Second, China is experiencing a perfect storm of trends that ensures the harsher realities of the BRI are not publicly aired or even understood in China. China has a notoriously closed domestic media – ranked near the bottom in press freedom globally – that is intolerant of government criticism.
Beyond this, the BRI is the signature enterprise of President Xi Jinping, who has become the de-facto ruler of China for life. Thanks to President Xi, the BRI is now formally enshrined in the constitution of China’s Communist Party, making it a crime for any Chinese national to criticise the program. This has had an obvious chilling effect on public discourse. Indeed, I have had Chinese colleagues withdraw as coauthors of scientific papers that were even mildly critical of the BRI.
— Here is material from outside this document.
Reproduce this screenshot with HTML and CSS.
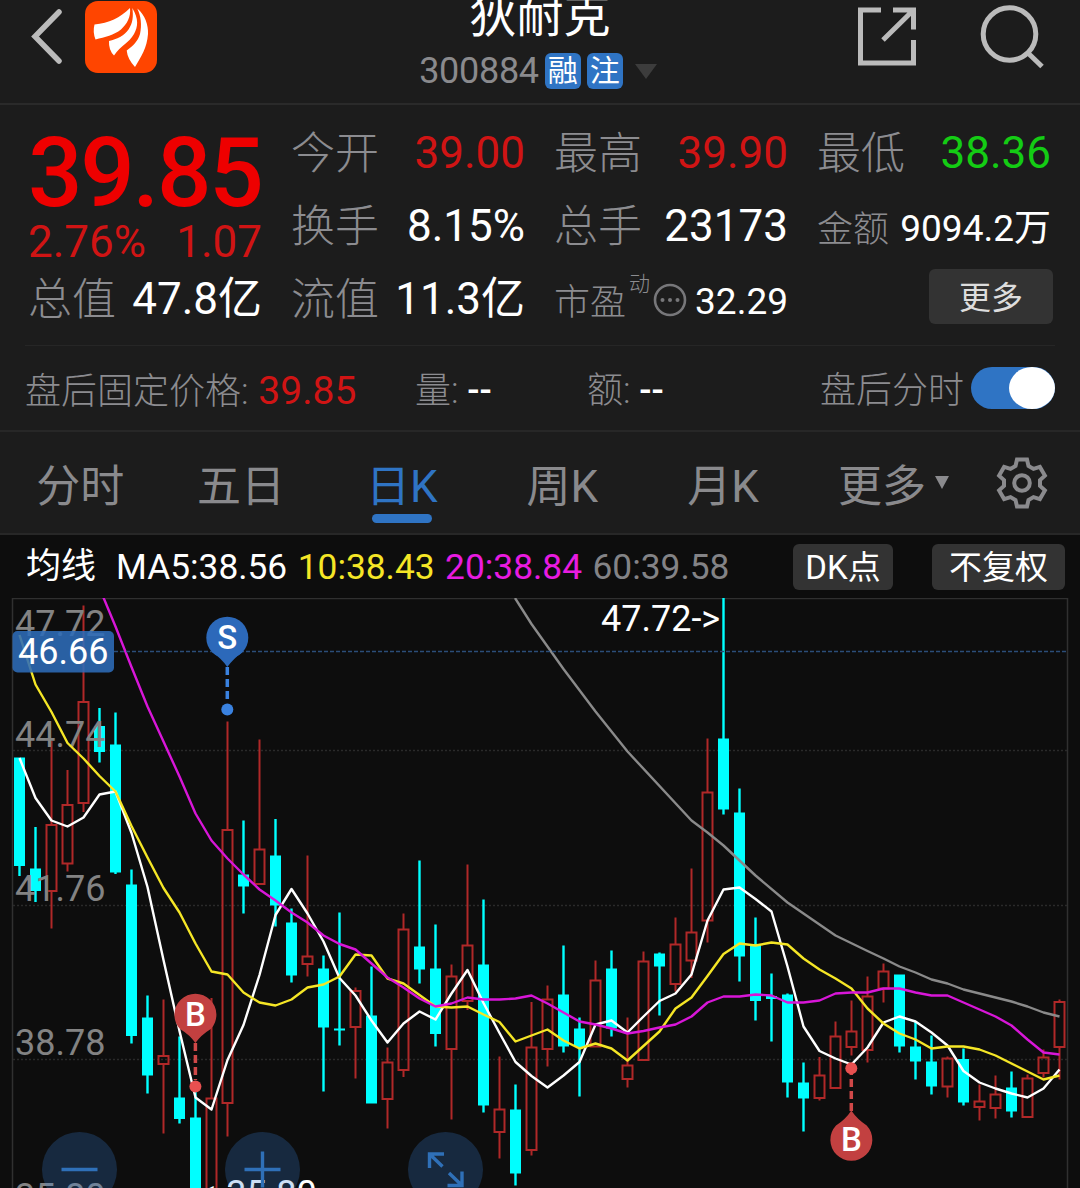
FILE: index.html
```html
<!DOCTYPE html>
<html lang="zh-CN">
<head>
  <meta charset="UTF-8">
  <meta name="viewport" content="width=device-width, initial-scale=1.0">
  <title>狄耐克 300884</title>
  <link rel="stylesheet" href="styles.css">
</head>
<body>
  <header class="topbar">
    <div class="topbar-left">
      <svg class="back" width="36" height="60" viewBox="0 0 36 60">
        <path d="M31 6 L7 30.5 L31 55" />
      </svg>
      <svg class="logo" width="72" height="72" viewBox="85 1 72 72">
        <rect x="85" y="1" width="72" height="72" rx="13" fill="#ff4500" />
        <g fill="#fff">
          <path d="M94.5 24.5 C109 23 120 18 130 8 C131 17 127 24 121 29.5 C114 35 105 37 95.5 39.5 Q92.5 32 94.5 24.5 Z" />
          <path d="M132.3 8 C139 19 138 27 134 34 C129 43 121 45 114 55.5 Q108.5 50 109 41 C117 39 124 36 128.5 29.5 C133 23 133.5 16 132.3 8 Z" />
          <path d="M137.3 8.5 C145 15 148.5 25 148 34 C147 48 141 57 135 67 Q127.5 59 126.7 50.5 C133 46 138 41 140 34 C142 25 141 16 137.3 8.5 Z" />
        </g>
      </svg>
    </div>
    <div class="topbar-title">
      <h1>狄耐克</h1>
      <div class="code-row">
        <span class="code">300884</span>
        <span class="badge">融</span>
        <span class="badge">注</span>
        <span class="caret"></span>
      </div>
    </div>
    <div class="topbar-right">
      <svg width="64" height="64" viewBox="855 5 64 64">
        <path d="M881 11 H860.5 V64 H913.5 V41 M893 11 H913.5 V30.5 M913 11.5 L883 41" />
      </svg>
      <svg width="68" height="68" viewBox="979 4 68 68">
        <circle cx="1009.5" cy="34" r="26.3" />
        <path d="M1028.5 53.5 L1042 66.5" />
      </svg>
    </div>
  </header>

  <section class="quote">
    <div class="price">
      <div class="price-now">39.85</div>
      <div class="price-change"><span>2.76%</span><span>1.07</span></div>
    </div>
    <div class="cell"><span class="label">今开</span><span class="value red">39.00</span></div>
    <div class="cell"><span class="label">最高</span><span class="value red">39.90</span></div>
    <div class="cell"><span class="label">最低</span><span class="value green">38.36</span></div>
    <div class="cell"><span class="label">换手</span><span class="value">8.15%</span></div>
    <div class="cell"><span class="label">总手</span><span class="value">23173</span></div>
    <div class="cell small"><span class="label">金额</span><span class="value">9094.2万</span></div>
    <div class="cell"><span class="label">总值</span><span class="value">47.8亿</span></div>
    <div class="cell"><span class="label">流值</span><span class="value">11.3亿</span></div>
    <div class="cell small">
      <span class="label">市盈<sup>动</sup></span>
      <svg class="info" width="34" height="34" viewBox="-17 -17 34 34">
        <circle r="15" fill="none" stroke="#77777a" stroke-width="2.6" />
        <circle cx="-7.5" r="2" /><circle r="2" /><circle cx="7.5" r="2" />
      </svg>
      <span class="value">32.29</span>
    </div>
    <div class="cell more-cell"><button class="more">更多</button></div>
  </section>

  <section class="after">
    <div class="after-price">盘后固定价格: <span class="red">39.85</span></div>
    <div class="after-vol">量: <b>--</b></div>
    <div class="after-amt">额: <b>--</b></div>
    <div class="after-switch">盘后分时<span class="toggle"><i></i></span></div>
  </section>

  <nav class="tabs">
    <div class="tab">分时</div>
    <div class="tab">五日</div>
    <div class="tab active">日K</div>
    <div class="tab">周K</div>
    <div class="tab">月K</div>
    <div class="tab tab-more">更多<span class="caret"></span></div>
    <svg class="gear" width="56" height="56" viewBox="-28 -28 56 56">
      <path d="M-6.5 -17 L-5 -23.5 H5 L6.5 -17 L11.5 -14.1 L17.9 -16.1 L22.9 -7.4 L18 -2.9 V2.9 L22.9 7.4 L17.9 16.1 L11.5 14.1 L6.5 17 L5 23.5 H-5 L-6.5 17 L-11.5 14.1 L-17.9 16.1 L-22.9 7.4 L-18 2.9 V-2.9 L-22.9 -7.4 L-17.9 -16.1 L-11.5 -14.1 Z" />
      <circle r="7.8" />
    </svg>
  </nav>

  <section class="legend">
    <span class="ma-title">均线</span>
    <span class="ma ma5">MA5:38.56</span>
    <span class="ma ma10">10:38.43</span>
    <span class="ma ma20">20:38.84</span>
    <span class="ma ma60">60:39.58</span>
    <button class="dk">DK点</button>
    <button class="fq">不复权</button>
  </section>

  <section class="chart">
    <svg id="kline" width="1080" height="590" viewBox="0 598 1080 590">
      <g class="frame">
        <path d="M12.5 1188 V598.5 H1067.5 V1188" />
        <path class="dots" d="M13 750.5 H1067 M13 905.5 H1067 M13 1059.5 H1067" />
      </g>
      <g id="candles"></g>
      <g class="axis">
        <text x="15" y="636">47.72</text>
        <text x="15" y="746.5">44.74</text>
        <text x="15" y="900.5">41.76</text>
        <text x="15" y="1054.5">38.78</text>
        <text x="15" y="1209">35.80</text>
      </g>
      <g id="lines"></g>
      <path class="cost" d="M114 651.5 H1066" />
      <g class="extreme">
        <text x="601" y="631">47.72-&gt;</text>
        <text x="198" y="1206">&lt;-35.80</text>
      </g>
      <g class="mark sell">
        <path class="stem" d="M227.3 667 V702" />
        <circle class="dot" cx="227.3" cy="709.5" r="6" />
        <circle cx="227.3" cy="637.7" r="21" />
        <path d="M212 652 Q222 659 227.3 667 Q233 659 242.6 652 Z" />
        <text x="227.3" y="649">S</text>
      </g>
      <g class="mark buy">
        <path class="stem" d="M195.4 1043 V1080" />
        <circle class="dot" cx="195.4" cy="1086.5" r="6" />
        <path d="M180 1029 A21 21 0 1 1 210.8 1029 Q201 1035 195.4 1043 Q190 1035 180 1029 Z" />
        <text x="195.4" y="1026">B</text>
      </g>
      <g class="mark buy">
        <path class="stem" d="M851.3 1111 V1073" />
        <circle class="dot" cx="851.3" cy="1068.3" r="6" />
        <path d="M836 1125.5 A21 21 0 1 0 866.7 1125.5 Q857 1119 851.3 1110.5 Q846 1119 836 1125.5 Z" />
        <text x="851.3" y="1151.3">B</text>
      </g>
      <g class="tag">
        <rect x="12.5" y="631" width="101.5" height="41.5" rx="5" />
        <text x="18" y="663.8">46.66</text>
      </g>
    </svg>
    <div class="tools">
      <span class="tool"><svg viewBox="-37.5 -37.5 75 75"><path d="M-18 0 H18" /></svg></span>
      <span class="tool"><svg viewBox="-37.5 -37.5 75 75"><path d="M-18 0 H18 M0 -18 V18" /></svg></span>
      <span class="tool"><svg viewBox="-37.5 -37.5 75 75"><path d="M-1.5 -15.5 H-16 V-1.5 M-16 -15.5 L-3 -3 M2 16 H16.5 V2 M16.5 16 L3.5 3.5" /></svg></span>
    </div>
  </section>

  <script src="chart.js"></script>
</body>
</html>
```
FILE: styles.css
```css
* {
  box-sizing: border-box;
}
body {
  margin: 0;
  width: 1080px;
  height: 1188px;
  overflow: hidden;
  background: #1c1c1c;
  color: #fff;
  font-family: Roboto, 'Noto Sans CJK SC', sans-serif;
  font-weight: 400;
}
button {
  border: 0;
  padding: 0;
  border-radius: 6px;
  background: #333;
  color: #fff;
  font-family: inherit;
}
.red {
  color: #d01414;
}
.green {
  color: #14cc14;
}

/* Top bar */
.topbar {
  height: 105px;
  display: flex;
  justify-content: space-between;
  border-bottom: 2px solid #2a2a2a;
}
.topbar svg {
  fill: none;
  stroke: #bbb;
  stroke-width: 5;
  flex: none;
}
.topbar-left {
  width: 390px;
  display: flex;
  align-items: flex-start;
  padding: 1px 0 0 28px;
}
.topbar .back {
  margin: 5px 21px 0 0;
  stroke-width: 5.5;
  stroke-linecap: round;
}
.topbar .logo {
  stroke: none;
}
.topbar-title {
  display: flex;
  flex-direction: column;
  align-items: center;
  width: 300px;
}
h1 {
  margin: -10px 0 0;
  font-size: 47px;
  line-height: 52px;
  font-weight: 400;
}
.code-row {
  display: flex;
  align-items: center;
  margin: 11px 4px 0 0;
  height: 36px;
  font-size: 36px;
  line-height: 38px;
}
.code {
  color: #8a8a8d;
  letter-spacing: -0.3px;
}
.badge {
  width: 36px;
  height: 36px;
  margin-left: 6px;
  border-radius: 6px;
  background: #2f74c4;
  font-size: 30px;
  line-height: 35px;
  text-align: center;
}
.topbar-title .badge + .caret {
  margin-left: 12px;
}
.caret {
  border: 11px solid transparent;
  border-top: 15px solid #3c3c3c;
  border-bottom: 0;
}
.topbar-right {
  width: 390px;
  display: flex;
  justify-content: flex-end;
  gap: 60px;
  padding: 4px 33px 0 0;
}

/* Quote table */
.quote {
  display: grid;
  grid-template-columns: repeat(4, 234px);
  grid-template-rows: repeat(3, 73px);
  column-gap: 29px;
  height: 240px;
  padding: 12px 28px 0;
}
.price {
  grid-row: span 2;
  padding-top: 12px;
  color: #ee0000;
}
.price-now {
  font-size: 96px;
  line-height: 88px;
  font-weight: 500;
  letter-spacing: -2.3px;
}
.price-change {
  display: flex;
  justify-content: space-between;
  margin-top: 3px;
  font-size: 44px;
  line-height: 44px;
  color: #d01414;
}
.cell {
  display: flex;
  justify-content: space-between;
  align-items: baseline;
  height: 73px;
  font-size: 44px;
  line-height: 73px;
  white-space: nowrap;
}
.label {
  position: relative;
  top: 1px;
  color: #8c8c90;
  font-weight: 300;
}
.small {
  font-size: 37px;
  line-height: 78px;
}
.small .label {
  font-size: 36px;
}
.label sup {
  font-size: 21px;
  line-height: 0;
  vertical-align: 24px;
  margin-left: 3px;
}
.info {
  align-self: center;
  margin: 0 -6px 0 -12px;
  fill: #77777a;
}
.more-cell {
  justify-content: flex-end;
  align-items: center;
}
.more {
  width: 124px;
  height: 55px;
  margin: -6px -2px 0 0;
  padding-bottom: 4px;
  font-size: 32px;
  color: #ddd;
}

/* After-hours row */
.after {
  display: grid;
  grid-template-columns: 390px 172px 233px 235px;
  height: 85px;
  margin: 0 25px;
  border-top: 1px solid #262626;
  font-size: 36px;
  line-height: 90px;
  font-weight: 300;
  color: #8c8c90;
  white-space: nowrap;
}
.after .red {
  margin-left: 1px;
  font-size: 39px;
  font-weight: 400;
}
.after b {
  color: #fff;
  font-weight: 500;
}
.after-switch {
  display: flex;
  align-items: flex-start;
  gap: 7px;
}
.toggle {
  width: 85px;
  height: 42px;
  margin-top: 21px;
  border-radius: 21px;
  background: #2f74c4;
  display: flex;
  justify-content: flex-end;
}
.toggle i {
  width: 46px;
  height: 42px;
  border-radius: 50%;
  background: #fff;
}

/* Period tabs */
.tabs {
  display: flex;
  align-items: center;
  height: 105px;
  border-top: 2px solid #272727;
  border-bottom: 2px solid #272727;
  font-size: 44px;
  line-height: 44px;
  color: #8a8a8d;
}
.tab {
  width: 160.7px;
  height: 76px;
  padding-top: 20px;
  text-align: center;
}
.active {
  color: #2f74c4;
}
.active::after {
  content: '';
  display: block;
  width: 60px;
  height: 9px;
  margin: 5px auto 0;
  border-radius: 5px;
  background: #2f74c4;
}
.tab-more {
  display: flex;
  justify-content: center;
  width: 180px;
}
.tab .caret {
  border-width: 13px 7.5px 0;
  border-top-color: #8a8a8d;
  height: 0;
  margin: 11px 0 0 9px;
}
.gear {
  margin-left: 11px;
  fill: none;
  stroke: #8a8a8d;
  stroke-width: 4;
}

/* Moving average legend */
.legend {
  display: flex;
  align-items: center;
  height: 63px;
  padding: 0 15px 0 26px;
  background: #0d0d0d;
  font-size: 35.3px;
  line-height: 66px;
  white-space: nowrap;
}
.ma-title {
  font-size: 35px;
  margin-right: 20px;
}
.ma {
  margin-right: 10.5px;
}
.ma10 {
  color: #f5e626;
}
.ma20 {
  color: #e81be0;
}
.ma60 {
  color: #838386;
}
.legend button {
  height: 46px;
  font-size: 33px;
  line-height: 47px;
}
.dk {
  width: 100px;
  margin-left: auto;
}
.fq {
  width: 133px;
  margin-left: 39px;
}

/* K line chart */
.chart {
  position: relative;
  height: 590px;
  background: #0d0d0d;
}
.chart svg {
  display: block;
}
.chart text {
  font-size: 36px;
  fill: #fff;
}
.frame path {
  fill: none;
  stroke: #303030;
  stroke-width: 1.5;
}
.frame .dots {
  stroke: #2a2a2a;
  stroke-dasharray: 2 2;
}
.chart .axis text {
  fill: #838383;
}
.up {
  fill: none;
  stroke: #b02828;
  stroke-width: 2;
}
.down {
  fill: #00ffff;
  stroke: none;
}
.ma-line {
  fill: none;
  stroke-width: 2.4;
  stroke-linejoin: round;
}
.cost {
  stroke: #2b4d78;
  stroke-width: 1.6;
  stroke-dasharray: 4 2;
}
.mark .stem {
  stroke-width: 3.5;
  stroke-dasharray: 8 4;
}
.chart .mark text {
  font-size: 33px;
  font-weight: 500;
  text-anchor: middle;
}
.sell {
  fill: #2c69ba;
}
.sell .stem {
  stroke: #3a82e0;
}
.sell .dot {
  fill: #3a82e0;
}
.buy {
  fill: #c24040;
}
.buy .stem {
  stroke: #d04848;
}
.buy .dot {
  fill: #e85050;
}
.tag rect {
  fill: #2d6cb8;
  opacity: 0.88;
}
.tools {
  position: absolute;
  left: 42px;
  top: 533.5px;
  display: flex;
  gap: 108px;
}
.tool {
  width: 75px;
  height: 75px;
  border-radius: 50%;
  background: rgba(57, 129, 217, 0.25);
}
.tool path {
  fill: none;
  stroke: #2f70b8;
  stroke-width: 3.4;
}
```
FILE: chart.js
```js
// Candles: [up, high, body top, body bottom, low]
const candles = [
  [0, 757.5, 757.5, 866, 876], [0, 827, 868.5, 891, 902], [1, 741, 825, 891, 928.5],
  [1, 770, 805, 863.5, 871.5], [1, 605.5, 702, 803, 812], [0, 708, 726, 752, 762.5],
  [0, 712.5, 744.5, 872.5, 874], [0, 869.5, 884.5, 1036, 1043.5], [0, 995.5, 1017.5, 1075.5, 1093.5],
  [1, 999.5, 1056, 1064, 1133.5], [0, 1036.5, 1097.5, 1119, 1123.5], [0, 1090, 1117.5, 1195, 1200],
  [1, 998, 1098.5, 1195, 1200], [1, 721.5, 830, 1103, 1136.5], [0, 820.5, 874.5, 886.5, 913.5],
  [1, 739.5, 849.5, 884, 884], [0, 819, 855.5, 905.5, 926.5], [0, 908.5, 922.5, 975.5, 982.5],
  [1, 855.5, 956.5, 964, 976.5], [0, 955.5, 968.5, 1027.5, 1091.5], [0, 912.5, 1028.5, 1030.5, 1045.5],
  [1, 987.5, 991, 1027, 1078.5], [0, 966.5, 1015.5, 1103.5, 1103.5], [1, 1047.5, 1062.5, 1099, 1128.5],
  [1, 913.5, 929.5, 1070, 1077], [0, 860.5, 946.5, 969.5, 983.5], [0, 924.5, 968.5, 1034, 1046.5],
  [1, 964.5, 976.5, 1049, 1119.5], [1, 864.5, 945.5, 1001, 1010], [0, 899.5, 964.5, 1105.5, 1112.5],
  [1, 1056.5, 1109.5, 1132, 1158.5], [0, 1084.5, 1109.5, 1173.5, 1185.5], [1, 1002, 1047.5, 1150, 1155.5],
  [1, 985.5, 999.5, 1049, 1066.5], [0, 945.5, 994.5, 1046.5, 1052.5], [0, 1017.5, 1028.5, 1047, 1096.5],
  [1, 960.5, 980.5, 1046.5, 1046.5], [0, 950.5, 968.5, 1028.5, 1036.5], [1, 1017.5, 1065.5, 1079, 1087.5],
  [1, 951.5, 961.5, 1060, 1060], [0, 952.5, 953.5, 966.5, 1015.5], [1, 917.5, 944.5, 984, 991.5],
  [1, 868.5, 932.5, 960.5, 978], [1, 738.5, 792.5, 920.5, 942.5], [0, 598, 738.5, 809.5, 814.5],
  [0, 788.5, 812.5, 956.5, 981.5], [0, 917.5, 944, 1001, 1020.5], [0, 973.5, 996, 999, 1041.5],
  [0, 993.5, 994.5, 1082.5, 1097.5], [0, 1062.5, 1082.5, 1098.5, 1131.5], [1, 1057, 1075.5, 1098, 1100.5],
  [1, 1021.5, 1036.5, 1088, 1088], [1, 1000.5, 1031.5, 1047, 1055.5], [1, 976.5, 996.5, 1050, 1062.5],
  [1, 963.5, 971.5, 988.5, 1002.5], [0, 974.5, 974.5, 1046.5, 1052.5], [0, 1021.5, 1046.5, 1061.5, 1079.5],
  [0, 1035.5, 1061.5, 1086.5, 1094.5], [1, 1056.5, 1058.5, 1086.5, 1097.5], [0, 1048.5, 1059, 1102.5, 1105.5],
  [1, 1084.5, 1101.5, 1107, 1120.5], [1, 1075.5, 1094.5, 1108, 1118.5], [0, 1071.5, 1087.5, 1111.5, 1117.5],
  [1, 1074.5, 1078.5, 1117, 1117], [1, 1049.5, 1057.5, 1073, 1077.5], [1, 999.5, 1002, 1047, 1079.5]
];

const ma5 = [758, 798, 820.5, 826.5, 817.5, 794.5, 791.5, 833, 887, 960, 1031, 1097.5, 1109.5, 1060, 1025, 975,
  915, 889, 913.5, 941.5, 978, 995.5, 1020.5, 1042.5, 1023.5, 1011.5, 1019.5, 993.5, 970, 1003, 1033, 1062,
  1076, 1087.5, 1075.5, 1062, 1024.5, 1020.5, 1032.5, 1016.5, 1001, 993.5, 974.5, 920.5, 889.5, 887.5, 899,
  911.5, 966.5, 1026.5, 1051, 1058.5, 1064.5, 1047.5, 1022.5, 1016.5, 1021.5, 1032.5, 1045.5, 1071, 1082.5,
  1088.5, 1093.5, 1097.5, 1088.5, 1069.5];

const ma10 = [635, 684.5, 712, 743, 758.5, 776, 791.5, 826, 857.5, 888, 912.5, 943.5, 971.5, 974.5, 992.5, 1002.5,
  1005.5, 999.5, 987.5, 984.5, 976.5, 954.5, 955.5, 978.5, 983.5, 995, 1006.5, 1007.5, 1006.5, 1014.5, 1022,
  1041.5, 1035.5, 1029.5, 1040.5, 1048.5, 1043.5, 1048.5, 1060.5, 1046, 1031.5, 1008.5, 997.5, 976, 954, 943.5,
  945.5, 942.5, 944.5, 958.5, 969.5, 978.5, 988.5, 1008.5, 1023.5, 1033.5, 1039.5, 1048.5, 1046.5, 1046.5,
  1049.5, 1055.5, 1063.5, 1071.5, 1079.5, 1075.5];

// Starts at the sixth candle, above the top edge
const ma20 = [588, 626.5, 667, 706.5, 741.5, 776.5, 813.5, 840.5, 858.5, 874.5, 889.5, 900.5, 912.5, 922.5, 935.5,
  944, 949.5, 963.5, 977.5, 987.5, 998.5, 1006.5, 1003.5, 997.5, 999.5, 999.5, 998.5, 995.5, 1003.5, 1012.5,
  1021.5, 1024.5, 1028.5, 1033.5, 1031, 1027.5, 1024.5, 1016.5, 1002.5, 996.5, 996.5, 994.5, 995.5, 1002.5,
  1002.5, 1000.5, 993.5, 992.5, 992.5, 988.5, 988.5, 992.5, 995.5, 995.5, 1002.5, 1009.5, 1016.5, 1025.5,
  1039.5, 1052.5, 1054.5];

const ma60 = '515,598 531.5,624 563.5,669 595.5,711.5 627.5,751.5 691.5,820.5 707.5,832.5 723.5,845.5 755.5,875.5 ' +
  '787.5,902.5 835.5,935.5 867.5,951 883.5,958.5 899.5,966.5 915.5,972.5 931.5,979.5 947.5,983.5 963.5,989.5 ' +
  '1011.5,1001.5 1027.5,1006.5 1043.5,1012.5 1059.5,1016.5';

const xAt = i => 19.5 + i * 16; // Centre of candle i

// Draw the candles
document.getElementById('candles').innerHTML = candles.map(([up, high, top, bottom, low], i) => {
  const x = xAt(i);
  if (up) {
    return `<path class="up" d="M${x} ${high} V${top} M${x} ${bottom} V${low} M${x - 5} ${top} H${x + 5} V${bottom} H${x - 5} Z" />`;
  }
  return `<path class="down" d="M${x - 1.2} ${high} h2.4 V${low} h-2.4 Z M${x - 5.5} ${top} h11 V${bottom} h-11 Z" />`;
}).join('');

// Draw the moving averages
const toPoints = (values, start) => values.map((y, i) => `${xAt(i + start)},${y}`).join(' ');
const line = (points, color) => `<polyline class="ma-line" points="${points}" stroke="${color}" />`;

document.getElementById('lines').innerHTML =
  line(ma60, '#8a8a8a') +
  line(toPoints(ma5, 0), '#fff') +
  line(toPoints(ma10, 0), '#f5e626') +
  line(toPoints(ma20, 5), '#d816d8');
```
Third, China is becoming increasingly heavy-handed internationally, willing to overtly bully or covertly pull strings to achieve its objectives. Professor Clive Hamilton of Charles Sturt University has warned that Australia has become a target for Chinese attempts to stifle criticism.
Remember the ape
It is time for a clarion call for greater caution. While led by China, the BRI will also involve large financial commitments from more than 60 nations that are parties to the Asian Infrastructure Investment Bank, including Australia and many other Western nations.
We all have a giant stake in the Belt and Road Initiative. It will bring sizeable economic gains for some, but in nearly 40 years of working internationally, I have never seen a program that raises more red flags.